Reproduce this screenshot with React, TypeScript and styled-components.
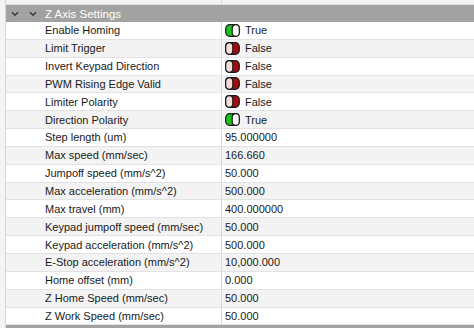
import React from "react";
import styled, { createGlobalStyle } from "styled-components";

const GlobalStyle = createGlobalStyle`
  html, body {
    margin: 0;
    padding: 0;
    background: #ffffff;
    overflow: hidden;
  }
  body {
    font-family: "Liberation Sans", Arial, sans-serif;
    font-size: 11px;
    color: #1a1a1a;
  }
`;

const Frame = styled.div`
  width: 474px;
  height: 328px;
  display: flex;
  background: #f0f0f0;
  overflow: hidden;
`;

const Gutter = styled.div`
  width: 5px;
  flex: 0 0 5px;
  background: #f4f4f4;
  border-right: 1px solid #d6d6d6;
`;

const Grid = styled.div`
  flex: 1;
  display: flex;
  flex-direction: column;
  background: #ffffff;
`;

const Row = styled.div<{ $alt?: boolean }>`
  display: flex;
  height: 17.85px;
  flex: 0 0 auto;
  background: ${(p) => (p.$alt ? "#f3f3f3" : "#ffffff")};
  border-bottom: 1px solid #e2e2e2;
  box-sizing: border-box;
`;

const NameCell = styled.div`
  width: 216px;
  flex: 0 0 216px;
  padding-left: 39px;
  box-sizing: border-box;
  border-right: 1px solid #d9d9d9;
  display: flex;
  align-items: center;
  white-space: nowrap;
  overflow: hidden;
`;

const ValueCell = styled.div`
  flex: 1;
  display: flex;
  align-items: center;
  padding-left: 3px;
  gap: 5px;
  white-space: nowrap;
`;

const PartialRow = styled(Row)`
  height: 5px;
`;

const Header = styled.div`
  height: 17px;
  flex: 0 0 auto;
  background: #a2a2a2;
  display: flex;
  align-items: center;
  color: #ffffff;
  font-size: 11.5px;
  padding-left: 5px;
  gap: 6px;
`;

const Chevrons = styled.div`
  display: flex;
  gap: 10px;
  align-items: center;
  margin-right: 2px;
`;

const Footer = styled.div`
  flex: 1;
  background: #a2a2a2;
`;

const Chevron = () => (
  <svg width="8" height="6" viewBox="0 0 8 6">
    <path d="M1 1.2 L4 4.2 L7 1.2" fill="none" stroke="#3c3c3c" strokeWidth="1.6" />
  </svg>
);

const Toggle = ({ on }: { on: boolean }) => (
  <svg width="15" height="13" viewBox="0 0 15 13">
    {on ? (
      <>
        <rect x="0.7" y="0.7" width="13.6" height="11.6" rx="4" fill="#1bc41b" stroke="#1a1a1a" strokeWidth="1.2" />
        <rect x="7.2" y="0.7" width="7.1" height="11.6" rx="3.5" fill="#ffffff" stroke="#1a1a1a" strokeWidth="1.2" />
      </>
    ) : (
      <>
        <rect x="0.7" y="0.7" width="13.6" height="11.6" rx="4" fill="#a00e0e" stroke="#1a1a1a" strokeWidth="1.2" />
        <rect x="0.7" y="0.7" width="7.1" height="11.6" rx="3.5" fill="#f4dcdc" stroke="#1a1a1a" strokeWidth="1.2" />
      </>
    )}
  </svg>
);

type Item = { name: string; bool?: boolean; value?: string };

const items: Item[] = [
  { name: "Enable Homing", bool: true },
  { name: "Limit Trigger", bool: false },
  { name: "Invert Keypad Direction", bool: false },
  { name: "PWM Rising Edge Valid", bool: false },
  { name: "Limiter Polarity", bool: false },
  { name: "Direction Polarity", bool: true },
  { name: "Step length (um)", value: "95.000000" },
  { name: "Max speed (mm/sec)", value: "166.660" },
  { name: "Jumpoff speed (mm/s^2)", value: "50.000" },
  { name: "Max acceleration (mm/s^2)", value: "500.000" },
  { name: "Max travel (mm)", value: "400.000000" },
  { name: "Keypad jumpoff speed (mm/sec)", value: "50.000" },
  { name: "Keypad acceleration (mm/s^2)", value: "500.000" },
  { name: "E-Stop acceleration (mm/s^2)", value: "10,000.000" },
  { name: "Home offset (mm)", value: "0.000" },
  { name: "Z Home Speed (mm/sec)", value: "50.000" },
  { name: "Z Work Speed (mm/sec)", value: "50.000" },
];

export default function App() {
  return (
    <>
      <GlobalStyle />
      <Frame>
        <Gutter />
        <Grid>
          <PartialRow $alt>
            <NameCell />
            <ValueCell />
          </PartialRow>
          <Header>
            <Chevrons>
              <Chevron />
              <Chevron />
            </Chevrons>
            Z Axis Settings
          </Header>
          {items.map((it, i) => (
            <Row key={it.name} $alt={i % 2 === 1}>
              <NameCell>{it.name}</NameCell>
              <ValueCell>
                {it.bool !== undefined ? (
                  <>
                    <Toggle on={it.bool} />
                    {it.bool ? "True" : "False"}
                  </>
                ) : (
                  it.value
                )}
              </ValueCell>
            </Row>
          ))}
          <Footer />
        </Grid>
      </Frame>
    </>
  );
}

| Stated exercise |
Exclude the pictures, and transcribe all of the material exactly.

| Written solution |
Reproduce this screenshot with React, TypeScript and styled-components.
import React from "react";
import styled, { createGlobalStyle } from "styled-components";

const GlobalStyle = createGlobalStyle`
  html, body {
    margin: 0;
    padding: 0;
    background: #ffffff;
    overflow: hidden;
  }
  body {
    font-family: "Liberation Sans", Arial, sans-serif;
    font-size: 11px;
    color: #1a1a1a;
  }
`;

const Frame = styled.div`
  width: 474px;
  height: 328px;
  display: flex;
  background: #f0f0f0;
  overflow: hidden;
`;

const Gutter = styled.div`
  width: 5px;
  flex: 0 0 5px;
  background: #f4f4f4;
  border-right: 1px solid #d6d6d6;
`;

const Grid = styled.div`
  flex: 1;
  display: flex;
  flex-direction: column;
  background: #ffffff;
`;

const Row = styled.div<{ $alt?: boolean }>`
  display: flex;
  height: 17.85px;
  flex: 0 0 auto;
  background: ${(p) => (p.$alt ? "#f3f3f3" : "#ffffff")};
  border-bottom: 1px solid #e2e2e2;
  box-sizing: border-box;
`;

const NameCell = styled.div`
  width: 216px;
  flex: 0 0 216px;
  padding-left: 39px;
  box-sizing: border-box;
  border-right: 1px solid #d9d9d9;
  display: flex;
  align-items: center;
  white-space: nowrap;
  overflow: hidden;
`;

const ValueCell = styled.div`
  flex: 1;
  display: flex;
  align-items: center;
  padding-left: 3px;
  gap: 5px;
  white-space: nowrap;
`;

const PartialRow = styled(Row)`
  height: 5px;
`;

const Header = styled.div`
  height: 17px;
  flex: 0 0 auto;
  background: #a2a2a2;
  display: flex;
  align-items: center;
  color: #ffffff;
  font-size: 11.5px;
  padding-left: 5px;
  gap: 6px;
`;

const Chevrons = styled.div`
  display: flex;
  gap: 10px;
  align-items: center;
  margin-right: 2px;
`;

const Footer = styled.div`
  flex: 1;
  background: #a2a2a2;
`;

const Chevron = () => (
  <svg width="8" height="6" viewBox="0 0 8 6">
    <path d="M1 1.2 L4 4.2 L7 1.2" fill="none" stroke="#3c3c3c" strokeWidth="1.6" />
  </svg>
);

const Toggle = ({ on }: { on: boolean }) => (
  <svg width="15" height="13" viewBox="0 0 15 13">
    {on ? (
      <>
        <rect x="0.7" y="0.7" width="13.6" height="11.6" rx="4" fill="#1bc41b" stroke="#1a1a1a" strokeWidth="1.2" />
        <rect x="7.2" y="0.7" width="7.1" height="11.6" rx="3.5" fill="#ffffff" stroke="#1a1a1a" strokeWidth="1.2" />
      </>
    ) : (
      <>
        <rect x="0.7" y="0.7" width="13.6" height="11.6" rx="4" fill="#a00e0e" stroke="#1a1a1a" strokeWidth="1.2" />
        <rect x="0.7" y="0.7" width="7.1" height="11.6" rx="3.5" fill="#f4dcdc" stroke="#1a1a1a" strokeWidth="1.2" />
      </>
    )}
  </svg>
);

type Item = { name: string; bool?: boolean; value?: string };

const items: Item[] = [
  { name: "Enable Homing", bool: true },
  { name: "Limit Trigger", bool: false },
  { name: "Invert Keypad Direction", bool: false },
  { name: "PWM Rising Edge Valid", bool: false },
  { name: "Limiter Polarity", bool: false },
  { name: "Direction Polarity", bool: true },
  { name: "Step length (um)", value: "95.000000" },
  { name: "Max speed (mm/sec)", value: "166.660" },
  { name: "Jumpoff speed (mm/s^2)", value: "50.000" },
  { name: "Max acceleration (mm/s^2)", value: "500.000" },
  { name: "Max travel (mm)", value: "400.000000" },
  { name: "Keypad jumpoff speed (mm/sec)", value: "50.000" },
  { name: "Keypad acceleration (mm/s^2)", value: "500.000" },
  { name: "E-Stop acceleration (mm/s^2)", value: "10,000.000" },
  { name: "Home offset (mm)", value: "0.000" },
  { name: "Z Home Speed (mm/sec)", value: "50.000" },
  { name: "Z Work Speed (mm/sec)", value: "50.000" },
];

export default function App() {
  return (
    <>
      <GlobalStyle />
      <Frame>
        <Gutter />
        <Grid>
          <PartialRow $alt>
            <NameCell />
            <ValueCell />
          </PartialRow>
          <Header>
            <Chevrons>
              <Chevron />
              <Chevron />
            </Chevrons>
            Z Axis Settings
          </Header>
          {items.map((it, i) => (
            <Row key={it.name} $alt={i % 2 === 1}>
              <NameCell>{it.name}</NameCell>
              <ValueCell>
                {it.bool !== undefined ? (
                  <>
                    <Toggle on={it.bool} />
                    {it.bool ? "True" : "False"}
                  </>
                ) : (
                  it.value
                )}
              </ValueCell>
            </Row>
          ))}
          <Footer />
        </Grid>
      </Frame>
    </>
  );
}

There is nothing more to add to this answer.